§ **INPUT DATA**:

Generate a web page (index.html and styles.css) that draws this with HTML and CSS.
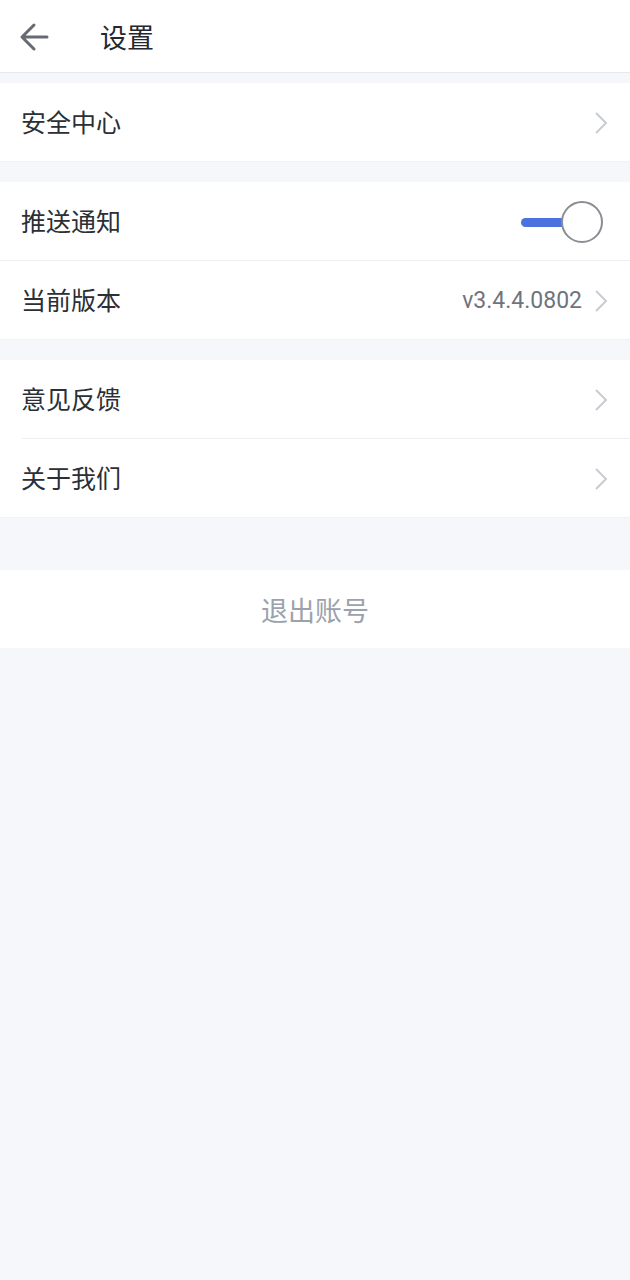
FILE: index.html
```html
<!DOCTYPE html>
<html lang="zh">
<head>
<meta charset="utf-8">
<link rel="stylesheet" href="styles.css">
</head>
<body>
<div class="page">
  <header class="header">
    <svg class="back" width="30" height="30" viewBox="0 0 30 30"><path d="M28 15H3M15 3L3 15L15 27" fill="none" stroke="#666a73" stroke-width="3" stroke-linecap="round" stroke-linejoin="round"/></svg>
    <h1 class="title">设置</h1>
  </header>

  <section class="group">
    <div class="row">
      <span class="label">安全中心</span>
      <svg class="chev" width="14" height="22" viewBox="0 0 14 22"><path d="M2 1L12 11L2 21" fill="none" stroke="#c8cbd0" stroke-width="2"/></svg>
    </div>
  </section>

  <section class="group">
    <div class="row row-line-full">
      <span class="label">推送通知</span>
      <div class="toggle"><span class="track"></span><span class="knob"></span></div>
    </div>
    <div class="row">
      <span class="label">当前版本</span>
      <span class="value">v3.4.4.0802</span>
      <svg class="chev" width="14" height="22" viewBox="0 0 14 22"><path d="M2 1L12 11L2 21" fill="none" stroke="#c8cbd0" stroke-width="2"/></svg>
    </div>
  </section>

  <section class="group">
    <div class="row row-line">
      <span class="label">意见反馈</span>
      <svg class="chev" width="14" height="22" viewBox="0 0 14 22"><path d="M2 1L12 11L2 21" fill="none" stroke="#c8cbd0" stroke-width="2"/></svg>
    </div>
    <div class="row">
      <span class="label">关于我们</span>
      <svg class="chev" width="14" height="22" viewBox="0 0 14 22"><path d="M2 1L12 11L2 21" fill="none" stroke="#c8cbd0" stroke-width="2"/></svg>
    </div>
  </section>

  <section class="group logout-group">
    <div class="logout">退出账号</div>
  </section>
</div>
</body>
</html>
```

FILE: styles.css
```css
* { box-sizing: border-box; }
html, body { margin: 0; padding: 0; }
body {
  background: #f5f7fa;
  font-family: "Noto Sans CJK SC", "Noto Sans", sans-serif;
  color: #2b2f36;
}
.page { width: 630px; min-height: 1280px; background: #f5f7fa; }
.header {
  height: 73px;
  background: #fff;
  border-bottom: 1px solid #e6e9ee;
  display: flex;
  align-items: center;
  padding-left: 19px;
}
.back { display: block; margin-top: 2px; }
.title {
  margin: 0 0 0 51px;
  font-size: 27px;
  font-weight: 400;
  color: #24282e;
  line-height: 1;
}
.group { background: #fff; margin-top: 10px; }
.group + .group { margin-top: 20px; }
.logout-group { margin-top: 52px !important; }
.row {
  height: 79px;
  display: flex;
  align-items: center;
  padding: 0 22px 0 21px;
  position: relative;
}
.group > .row:last-child::after {
  content: "";
  position: absolute;
  left: 0; right: 0; bottom: 0;
  height: 1px;
  background: #f0f2f5;
}
.row-line-full::after {
  content: "";
  position: absolute;
  left: 0; right: 0; bottom: 0;
  height: 1px;
  background: #eceef2;
}
.row-line::after {
  content: "";
  position: absolute;
  left: 22px; right: 0; bottom: 0;
  height: 1px;
  background: #eceef2;
}
.label { font-size: 25px; flex: 1; line-height: 1; margin-top: -2px; }
.value {
  font-family: Roboto, "Noto Sans", sans-serif;
  font-size: 23px;
  color: #6f747c;
  margin-right: 12px;
  margin-top: 0;
}
.chev { display: block; margin-top: 0; }
.toggle {
  width: 84px;
  height: 42px;
  position: relative;
  margin-right: 3px;
}
.track {
  position: absolute;
  left: 0; top: 17px;
  width: 50px; height: 9px;
  border-radius: 5px;
  background: #4c72e0;
}
.knob {
  position: absolute;
  right: 2px; top: 0;
  width: 42px; height: 42px;
  border-radius: 50%;
  background: #fff;
  border: 2px solid #8a8d92;
}
.logout {
  height: 78px;
  display: flex;
  align-items: center;
  justify-content: center;
  font-size: 27px;
  color: #9ca2ad;
  padding-top: 0;
}
```
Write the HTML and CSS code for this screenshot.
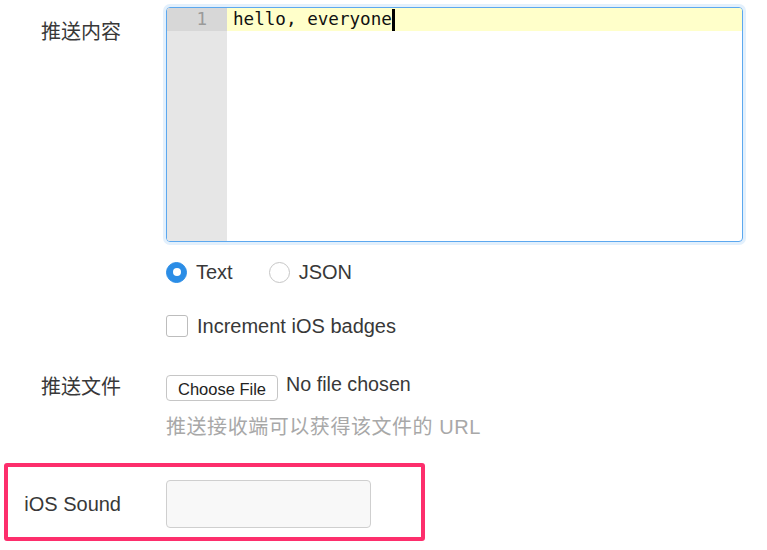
FILE: index.html
```html
<!DOCTYPE html>
<html lang="zh-CN">
<head>
<meta charset="utf-8">
<title>推送</title>
<link rel="stylesheet" href="styles.css">
</head>
<body>
<form class="form">
  <div class="row row-content">
    <div class="label">推送内容</div>
    <div class="control">
      <div class="editor">
        <div class="gutter"><div class="ln is-active">1</div></div>
        <div class="code"><div class="line is-active">hello, everyone<span class="cursor"></span></div></div>
      </div>
      <div class="radios">
        <span class="radio-opt"><span class="radio is-checked"></span>Text</span>
        <span class="radio-opt"><span class="radio"></span>JSON</span>
      </div>
      <div class="check-opt"><span class="checkbox"></span>Increment iOS badges</div>
    </div>
  </div>
  <div class="row row-file">
    <div class="label">推送文件</div>
    <div class="control">
      <div class="file"><span class="file-btn">Choose File</span><span class="file-name">No file chosen</span></div>
      <div class="hint">推送接收端可以获得该文件的 URL</div>
    </div>
  </div>
  <div class="row row-sound">
    <div class="label">iOS Sound</div>
    <div class="control"><span class="text-input"></span></div>
  </div>
</form>
</body>
</html>
```
FILE: styles.css
```css
*, *::before, *::after { box-sizing: border-box; }
html, body { margin: 0; padding: 0; background: #fff; }
body {
  font-family: "Liberation Sans", "Noto Sans CJK SC", sans-serif;
  font-size: 20px;
  color: #383838;
  line-height: 28px;
}
.form { padding-top: 7px; width: 743px; }
.row {
  display: grid;
  grid-template-columns: 121px 577px;
  column-gap: 45px;
}
.label { text-align: right; color: #383838; }
.row-content .label { padding-top: 11px; }

.editor {
  height: 235px;
  border: 1px solid #5ca8ef;
  border-radius: 4px;
  box-shadow: 0 0 0 3px #e3f0fc;
  display: flex;
  overflow: hidden;
  font-family: "DejaVu Sans Mono", monospace;
  font-size: 17.6px;
  line-height: 23px;
}
.gutter { width: 60px; background: #e6e6e6; flex: none; }
.ln { text-align: right; padding-right: 20px; color: #9a9a9a; height: 23px; }
.ln.is-active { background: #d7d7d7; }
.code { flex: 1; }
.line { padding-left: 6px; color: #111; height: 23px; }
.line.is-active { background: #ffffca; }
.cursor {
  display: inline-block;
  width: 3px;
  height: 22px;
  background: #000;
  vertical-align: top;
  margin-top: 1px;
}

.radios { margin-top: 16px; display: flex; gap: 36px; }
.radio-opt, .check-opt { display: flex; align-items: center; gap: 9px; }
.radio {
  width: 21px; height: 21px; border-radius: 50%;
  border: 1px solid #c6c6c6; background: #fff;
  display: inline-flex; align-items: center; justify-content: center;
}
.radio.is-checked { background: #2b8de6; border-color: #2b8de6; }
.radio.is-checked::after {
  content: ""; width: 8px; height: 8px; border-radius: 50%; background: #fff;
}
.check-opt { margin-top: 26px; }
.checkbox {
  width: 22px; height: 22px; border: 1px solid #bdbdbd; border-radius: 3px; background: #fff;
}

.row-file { margin-top: 33px; }
.file { display: flex; align-items: center; gap: 8px; height: 28px; }
.file-btn {
  height: 26px;
  padding: 0 11px;
  border: 1px solid #c6c6c6;
  border-radius: 4px;
  background: #fff;
  font-size: 16.5px;
  line-height: 26px;
  color: #222;
  margin-top: 2px;
}
.file-name { font-size: 19.7px; margin-top: -6px; }
.hint { margin-top: 12px; color: #a8a8a8; letter-spacing: 0.55px; }

.row-sound {
  position: relative;
  margin-top: 22px;
  padding: 17px 0 13px;
  align-items: center;
}
.row-sound::after {
  content: "";
  position: absolute;
  left: 4px; top: 0; bottom: 0;
  width: 421px;
  border: 4px solid #fd2e6c;
  border-radius: 3px;
}
.text-input {
  display: block;
  width: 205px; height: 48px;
  border: 1px solid #cfcfcf;
  border-radius: 4px;
  background: #f8f8f8;
}
```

§ **GOAL**: Pick out each line that holds the string "page".

§ **ANSWER TO THIS TASK**:
Generate a web page (index.html and styles.css) that draws this with HTML and CSS.
<div class="page">
.page { width: 630px; min-height: 1280px; background: #f5f7fa; }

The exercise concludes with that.